What Loyalty Actually Looks Like

It's easy to romanticize the decision now, with the benefit of hindsight and a documentary or two. But staying in Muscle Shoals wasn't some zen act of artistic purity. It was a calculated bet, and it came with real costs.

These were working musicians with families, mortgages, and the very practical problem of convincing major-label artists to fly into a regional airport and drive down two-lane roads to record in a building that used to store caskets. The Swampers had to be good enough — consistently, reliably, night-after-night good — that the music itself would do the selling.

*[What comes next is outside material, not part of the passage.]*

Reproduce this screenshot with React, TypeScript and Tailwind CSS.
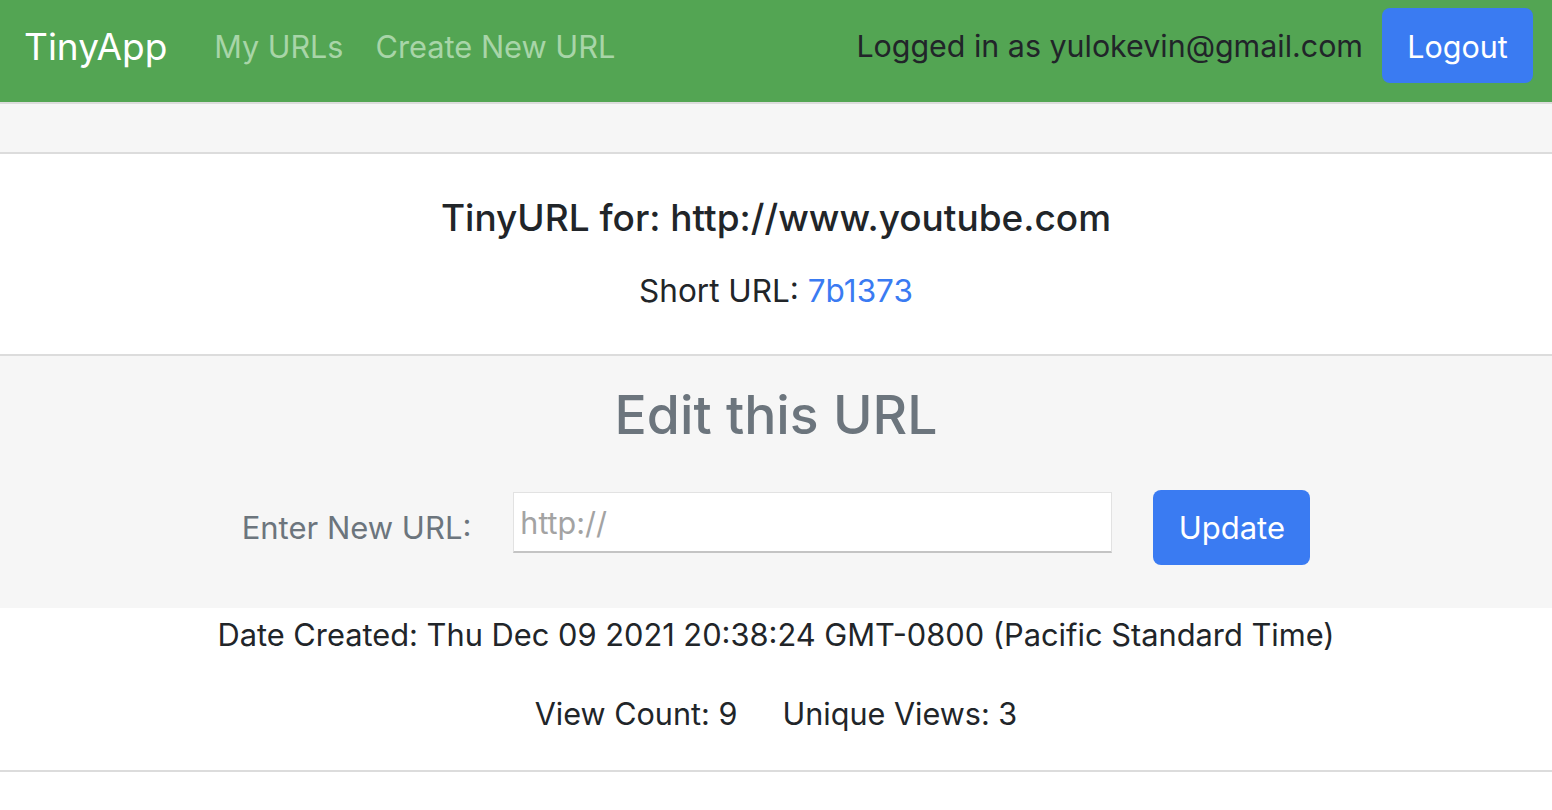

So that's what they became. While session players in L.A. were rotating in and out of dozens of different projects with dozens of different bands, the Swampers were locking in together. They were developing a shared musical vocabulary so intuitive it barely needed words. When Hawkins hit the snare, Hood already knew where the bass line was going. When Beckett's organ swelled, Johnson's guitar was already finding the pocket. That kind of chemistry doesn't happen in a revolving door. It happens when four guys spend years in the same room, playing the same sessions, building something together.

The consistency of their lineup — the fact that you got the same musicians every time you booked Muscle Shoals Sound — became one of the studio's most powerful selling points. Artists weren't just hiring a room. They were hiring a band. A unit. A sound.

The Pilgrimage Economy

Here's the thing about building something genuinely great in an unexpected place: eventually, the world figures it out and comes to you.

Aretha Franklin had already made the trip to Sheffield in 1967, cutting "I Never Loved a Man (The Way I Love You)" at FAME before tensions cut the session short. The record still went to number one. Word spread fast. By the time the Swampers opened their own studio, the reputation of the Muscle Shoals sound — that warm, unhurried, deeply soulful groove that somehow felt both Black and white, Southern and universal — was already pulling artists across state lines and, eventually, across oceans.

The Rolling Stones came. Paul Simon came. Rod Stewart, Lynyrd Skynyrd, Bob Seger, Traffic, Cher — the list reads like a greatest-hits compilation of American and British rock royalty. And they all made the same trip: into a small Alabama town, to work with musicians who had decided, years before, that the music would be the thing that traveled, not them.

There's an economic logic buried in that cultural fact. By anchoring themselves to a specific place, the Swampers created scarcity. You couldn't replicate the Muscle Shoals sound by hiring one of them for a session in Burbank. You had to go to them. You had to be in that room, with all four of them, in that building, in that town. The location wasn't a limitation — it was a feature.

The Price of Staying

None of this is to say the choice was without sacrifice. Fame, in the traditional sense, largely eluded the Swampers for most of their careers. While the artists they backed were collecting Grammys and appearing on magazine covers, Beckett, Hawkins, Hood, and Johnson were back in Alabama, setting up for the next session.

They weren't household names. They didn't get the talk-show appearances. For years, most people who loved the records they'd played on had no idea they existed. That particular kind of invisibility — being essential to something beloved while remaining personally unknown — is its own quiet tax on a creative life.

And staying in northwest Alabama meant operating outside the industry's center of gravity, which had real professional consequences. Certain opportunities simply didn't come their way. Certain conversations never happened. The music business, like most businesses, rewards proximity to power, and power was not headquartered in Sheffield, Alabama.

What They Built Instead

But here's what the Swampers got in return: each other, and a legacy that has only grown more significant with time.

The community they built in Muscle Shoals — the network of musicians, engineers, producers, and local institutions that grew up around the studios — became a self-sustaining creative ecosystem. That ecosystem produced music that is still being studied, sampled, covered, and celebrated decades later. It produced a sound so distinctive that music historians use it as a reference point the way they might use Memphis or Motown.

And it produced something rarer than chart success: a place. A real, physical place where the history is embedded in the walls, where the story of American music took a turn that nobody saw coming, because four session musicians decided to bet on themselves and their corner of Alabama instead of catching a flight west.

The Swampers didn't just make records. They made a home for music. And that home — that stubborn, rooted, volume-up commitment to one place — turned out to be one of the most radical things anyone in the recording industry ever did.